5-Ingredient Dutch Baby
Makes 1 10-inch pancake (4 servings)
Serving meals family-style doesn’t just mean bringing everyone together at the table— it also means fewer dishes! A Dutch baby is shared straight out of the cast-iron pan it’s baked in, making it perfect for entertaining a group.
3 large eggs, at room temperature
1/2 cups (120 milliliters) whole milk
1/2 cups (71 grams) all-purpose flour
3 tablespoons (42 grams) butter, melted
¼ teaspoon salt
Strawberry Compote (below) for serving
Whipped Cream (below) for serving at room temperature
- Preheat the oven to 425°F (220°C). Place a 10-inch cast-iron (or oven-safe) skillet on the middle rack to heat up as well.
- In a large bowl, whisk together the eggs and milk until well blended. Add the flour, 2 Tbsp.
(28 g) of the melted butter, and the salt and whisk until smooth. - Carefully brush the bottom and sides of the hot skillet with the remaining 1 Tbsp (14 g) melted butter, then immediately pour the batter into the skillet.
- Bake, without opening the oven, for about 20 minutes, until golden brown and well risen. The Dutch baby will deflate a bit when you remove it from the oven, but that is normal.
- Serve immediately, with strawberry compote and whipped cream. This is best enjoyed the day it is made, but any leftovers can be stored, covered, at room temperature for up to 1 day.
Strawberry Compote
Makes 2 cups
3½ cups (17½ ounces / 497 grams) fresh strawberries, quartered
¼ cup (57 grams) granulated sugar
2 tablespoons water
2 teaspoons fresh lemon juice
- In a medium saucepan, combine the strawberries, sugar, water, and lemon juice and bring to a very gentle simmer over medium-low heat. Cook until the berries have softened and the liquid has thickened slightly, 4 to 5 minutes. Remove from the heat and let cool completely.

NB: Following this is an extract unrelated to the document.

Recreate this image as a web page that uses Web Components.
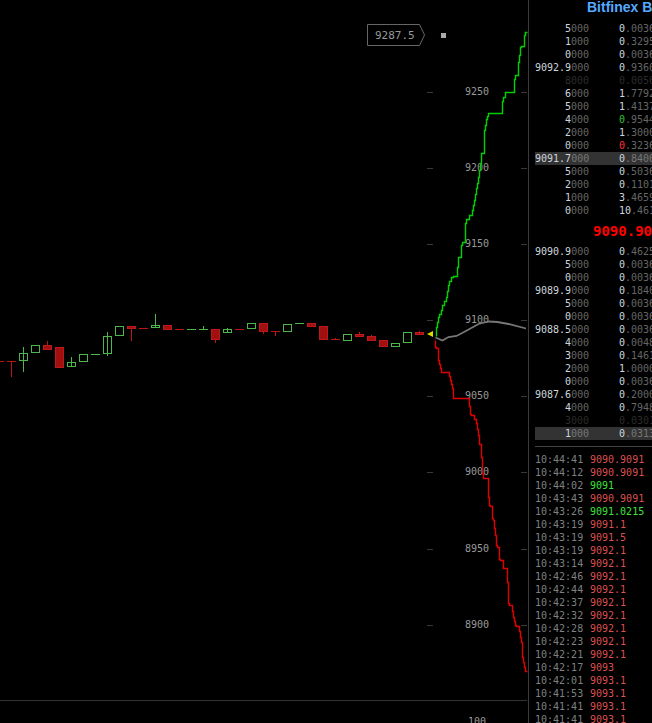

- Once cooled, use straight away or store in an airtight container in the fridge for up to 4 days.
Whipped Cream
Makes 2½ cups
1½ cup (360 milliliters) cold heavy cream
- Place the cream in a medium bowl and, using a handheld mixer or a whisk, whip until soft peaks form. Use immediately or cover and refrigerate until needed, up to 2 hours.